Doctor Who fans can be pretty insufferable. That franchise has been around for so long, it means too many different things to too many people. Too often, their visions are incompatible. Like Catholics and Protestants, or Sunnis and Shias. I'm as guilty as anyone: I've watched all my life, taken it to heart, and take it much too seriously. I do resent when the producers take it in directions I don't think it should go, and do get grouchy when encountering folks who have the opposite take, no less deeply held.

There seems a generation gap here, deeper even that in political arguments (invisible in Metal circles). Old farts like me at least seem content keeping it subjective: "I liked this one, I hated this one, I think this and I think that". The youngsters are much more prone to psychoanalysis: "If you didn't like this, it can only be because of this nefarious motivation!" "Ho can anyone think this? It must be because. . . " Young fans above all want to prove you wrong. For them, the personal is political, aesthetic considerations are debates that can be settled objectively with evidence. The evidence of course tends to be very flimsy, based on false parallels, false analogies, irrelevancies, and personal taste disguised as analysis.

It's all very tiresome, and one of the compensations I suppose of middle- age is an all around lack of patience for it. Awareness of the wider world can't help but put all that in perspective - with genocides going on as we speak, rising authoritarianism, resurgent fascism, widespread scientific illiteracy, increasingly draconian censorship and ever imminent climate catastrophe, it seems petty indeed to argue with some kid about Doctor Who.

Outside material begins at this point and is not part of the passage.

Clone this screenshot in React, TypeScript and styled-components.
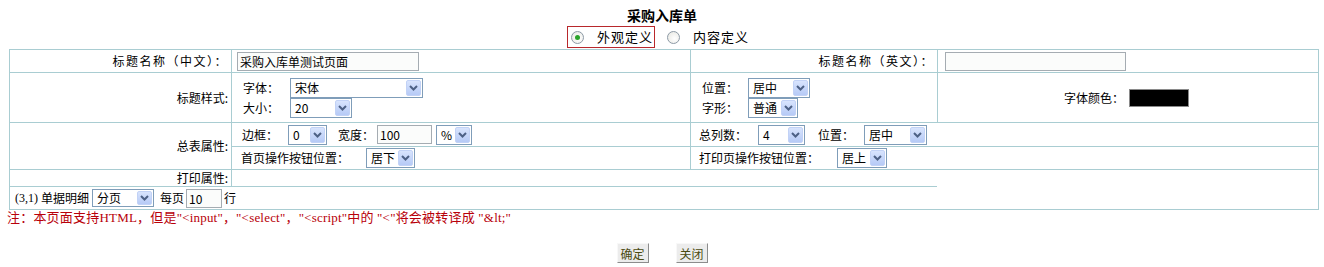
import React from 'react'
import styled, { createGlobalStyle } from 'styled-components'

const GlobalStyle = createGlobalStyle`
  body {
    margin: 0;
    background: #ffffff;
    font-family: "Noto Sans CJK SC", "DejaVu Sans", sans-serif;
    font-size: 12px;
    color: #000000;
  }
`

const lineColor = '#a9cdd2'

const Page = styled.div`
  width: 1324px;
`

const Header = styled.div`
  display: flex;
  flex-direction: column;
  align-items: center;
`

const Title = styled.div`
  margin-top: 7px;
  font-size: 14px;
  font-weight: bold;
  line-height: 17px;
`

const RadioRow = styled.div`
  display: flex;
  align-items: center;
  height: 22px;
  margin-top: 2px;
  padding-right: 6px;
`

const RadioOption = styled.div<{ $outlined?: boolean }>`
  display: flex;
  align-items: center;
  box-sizing: border-box;
  height: 22px;
  padding: 0 1px 0 ${(p) => (p.$outlined ? 3 : 0)}px;
  margin-right: ${(p) => (p.$outlined ? 11 : 0)}px;
  border: 1px solid ${(p) => (p.$outlined ? '#b8282c' : 'transparent')};
`

const RadioDot = styled.span<{ $checked?: boolean }>`
  position: relative;
  width: 13px;
  height: 13px;
  box-sizing: border-box;
  border-radius: 50%;
  border: 1px solid #8d9aa6;
  background: radial-gradient(circle at 60% 60%, #ffffff 0%, #e6e6e0 100%);
  margin-right: 13px;

  &::after {
    content: '';
    display: ${(p) => (p.$checked ? 'block' : 'none')};
    position: absolute;
    left: 3px;
    top: 3px;
    width: 5px;
    height: 5px;
    border-radius: 50%;
    background: #2aa32a;
  }
`

const RadioText = styled.span`
  font-size: 13px;
  letter-spacing: 1px;
  line-height: 16px;
`

const Table = styled.div`
  display: grid;
  box-sizing: border-box;
  width: 1310px;
  margin: 1px 0 0 9px;
  border: 1px solid ${lineColor};
  grid-template-columns: 221px 459px 247px 381px;
  grid-template-rows: 22px 50px 24px 23px 17px 23px;
`

const Cell = styled.div<{
  $col: string
  $row: string
  $top?: boolean
  $left?: boolean
  $align?: 'left' | 'right' | 'center'
  $pl?: number
}>`
  grid-column: ${(p) => p.$col};
  grid-row: ${(p) => p.$row};
  box-sizing: border-box;
  display: flex;
  flex-direction: column;
  justify-content: center;
  align-items: ${(p) =>
    p.$align === 'right' ? 'flex-end' : p.$align === 'center' ? 'center' : 'flex-start'};
  padding: 0 3px 0 ${(p) => p.$pl ?? 0}px;
  border-top: ${(p) => (p.$top ? `1px solid ${lineColor}` : 'none')};
  border-left: ${(p) => (p.$left ? `1px solid ${lineColor}` : 'none')};
  line-height: 14px;
  white-space: nowrap;
`

const WideText = styled.span`
  letter-spacing: 1.5px;
`

const FieldRow = styled.div`
  display: flex;
  align-items: center;
  height: 20px;
`

const Label = styled.span<{ $w?: number; $ml?: number }>`
  display: inline-block;
  width: ${(p) => (p.$w ? `${p.$w}px` : 'auto')};
  margin-left: ${(p) => p.$ml ?? 0}px;
  line-height: 14px;
`

const SelectBox = styled.div<{ $w: number; $h: number; $ml: number }>`
  display: flex;
  align-items: center;
  justify-content: space-between;
  box-sizing: border-box;
  width: ${(p) => p.$w}px;
  height: ${(p) => p.$h}px;
  margin-left: ${(p) => p.$ml}px;
  border: 1px solid #7f9db9;
  background: #ffffff;
  padding: 1px;
`

const SelectText = styled.span`
  padding-left: 3px;
  line-height: 14px;
`

const SelectArrow = styled.span`
  display: flex;
  align-items: center;
  justify-content: center;
  box-sizing: border-box;
  width: 15px;
  height: 100%;
  border: 1px solid #c2d2f6;
  border-radius: 2px;
  background: linear-gradient(#d8e4fd, #b6caf6);
`

function Select({
  value,
  w,
  h = 20,
  ml = 0,
}: {
  value: string
  w: number
  h?: number
  ml?: number
}) {
  return (
    <SelectBox $w={w} $h={h} $ml={ml}>
      <SelectText>{value}</SelectText>
      <SelectArrow>
        <svg width="9" height="6" viewBox="0 0 9 6">
          <path d="M1 1 L4.5 4.5 L8 1" fill="none" stroke="#4d6185" strokeWidth="2" />
        </svg>
      </SelectArrow>
    </SelectBox>
  )
}

const TextInput = styled.input<{ $w: number; $ml?: number }>`
  box-sizing: border-box;
  width: ${(p) => p.$w}px;
  height: 19px;
  margin: 0 0 0 ${(p) => p.$ml ?? 0}px;
  padding: 0 2px;
  border: 1px solid #a5acb2;
  background: #fbfcfb;
  font-family: inherit;
  font-size: 12px;
  color: #000000;
  outline: none;
`

const ColorSwatch = styled.span`
  display: inline-block;
  box-sizing: border-box;
  width: 60px;
  height: 18px;
  margin-left: 5px;
  background: #000000;
  border: 1px solid #8a8a8a;
`

const Numeric = styled.span`
  font-family: "Liberation Serif", serif;
  font-size: 12px;
  margin-right: 3px;
`

const Note = styled.div`
  margin: 1px 0 0 7px;
  font-family: "Liberation Serif", "Noto Sans CJK SC", serif;
  font-size: 13px;
  letter-spacing: 0.2px;
  line-height: 14px;
  color: #b8000a;
  white-space: nowrap;
`

const ButtonBar = styled.div`
  display: flex;
  justify-content: center;
  gap: 27px;
  margin-top: 18px;
`

const Button = styled.button`
  box-sizing: border-box;
  width: 32px;
  height: 20px;
  padding: 0;
  font-family: inherit;
  font-size: 12px;
  color: #4a4a10;
  background: #ececec;
  border: 1px solid;
  border-color: #f8f8f8 #8c8c8c #8c8c8c #f8f8f8;
`

export default function App() {
  return (
    <Page>
      <GlobalStyle />
      <Header>
        <Title>采购入库单</Title>
        <RadioRow>
          <RadioOption $outlined>
            <RadioDot $checked />
            <RadioText>外观定义</RadioText>
          </RadioOption>
          <RadioOption>
            <RadioDot />
            <RadioText>内容定义</RadioText>
          </RadioOption>
        </RadioRow>
      </Header>

      <Table>
        <Cell $col="1" $row="1" $align="right">
          <WideText>标题名称（中文）：</WideText>
        </Cell>
        <Cell $col="2" $row="1" $left $pl={5}>
          <TextInput $w={182} readOnly value="采购入库单测试页面" />
        </Cell>
        <Cell $col="3" $row="1" $left $align="right">
          <WideText>标题名称（英文）：</WideText>
        </Cell>
        <Cell $col="4" $row="1" $left $pl={7}>
          <TextInput $w={181} readOnly value="" />
        </Cell>

        <Cell $col="1" $row="2" $top $align="right">
          标题样式:
        </Cell>
        <Cell $col="2" $row="2" $top $left $pl={11}>
          <FieldRow>
            <Label $w={47}>字体：</Label>
            <Select value="宋体" w={133} />
          </FieldRow>
          <FieldRow>
            <Label $w={47}>大小：</Label>
            <Select value="20" w={62} />
          </FieldRow>
        </Cell>
        <Cell $col="3" $row="2" $top $left $pl={11}>
          <FieldRow>
            <Label $w={46}>位置：</Label>
            <Select value="居中" w={62} />
          </FieldRow>
          <FieldRow>
            <Label $w={46}>字形：</Label>
            <Select value="普通" w={50} />
          </FieldRow>
        </Cell>
        <Cell $col="4" $row="2" $top $left $align="center">
          <FieldRow>
            <Label>字体颜色：</Label>
            <ColorSwatch />
          </FieldRow>
        </Cell>

        <Cell $col="1" $row="3 / 5" $top $align="right">
          总表属性:
        </Cell>
        <Cell $col="2" $row="3" $top $left $pl={10}>
          <FieldRow>
            <Label $w={46}>边框：</Label>
            <Select value="0" w={39} />
            <Label $ml={11} $w={39}>
              宽度：
            </Label>
            <TextInput $w={55} readOnly value="100" />
            <Select value="%" w={36} ml={4} />
          </FieldRow>
        </Cell>
        <Cell $col="3 / 5" $row="3" $top $left $pl={8}>
          <FieldRow>
            <Label $w={59}>总列数：</Label>
            <Select value="4" w={47} />
            <Label $ml={13} $w={46}>
              位置：
            </Label>
            <Select value="居中" w={63} />
          </FieldRow>
        </Cell>
        <Cell $col="2" $row="4" $top $left $pl={9}>
          <FieldRow>
            <Label $w={125}>首页操作按钮位置：</Label>
            <Select value="居下" w={49} />
          </FieldRow>
        </Cell>
        <Cell $col="3 / 5" $row="4" $top $left $pl={8}>
          <FieldRow>
            <Label $w={138}>打印页操作按钮位置：</Label>
            <Select value="居上" w={50} />
          </FieldRow>
        </Cell>

        <Cell $col="1" $row="5" $top $align="right">
          打印属性:
        </Cell>
        <Cell $col="2 / 4" $row="5" $top $left />
        <Cell $col="4" $row="5 / 7" $top />

        <Cell $col="1 / 4" $row="6" $top $pl={5}>
          <FieldRow>
            <Numeric>(3,1)</Numeric>
            <Label>单据明细</Label>
            <Select value="分页" w={62} h={18} ml={3} />
            <Label $ml={6}>每页</Label>
            <TextInput $w={36} $ml={2} readOnly value="10" />
            <Label $ml={2}>行</Label>
          </FieldRow>
        </Cell>
      </Table>

      <Note>
        注：本页面支持HTML，但是"&lt;input"，"&lt;select"，"&lt;script"中的 "&lt;"将会被转译成 "&amp;lt;"
      </Note>

      <ButtonBar>
        <Button>确定</Button>
        <Button>关闭</Button>
      </ButtonBar>
    </Page>
  )
}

Which brings us to politics. Whole books have been written about the political temper of our time, and the state of the discourse. There's way more to take on than I've got time or space for here, but it can really be disheartening to see first hand the extent of the disconnect. People really seem to inhabit different realities. It's enough to make me question my own reality. How do I really know what I think I know?
I don't know. I have to start with the act of faith that what I see is actually happening. That the world around me isn't some Matrix simulation. For now though, I'm going to go with the assumption that it isn't, that the world around me does actually exist, and I can perceive bits of it, however imperfectly and incompletely if I try. That means carefully evaluating the information I take in, and not filtering it according to what I would like to see and hear.

This is a complicated, life-long, necessarily flawed process. Nevertheless, having at least attempted the process, I believe I've earned some measure of confidence in my sense of reality, and reserve the right speak the truth as I see it.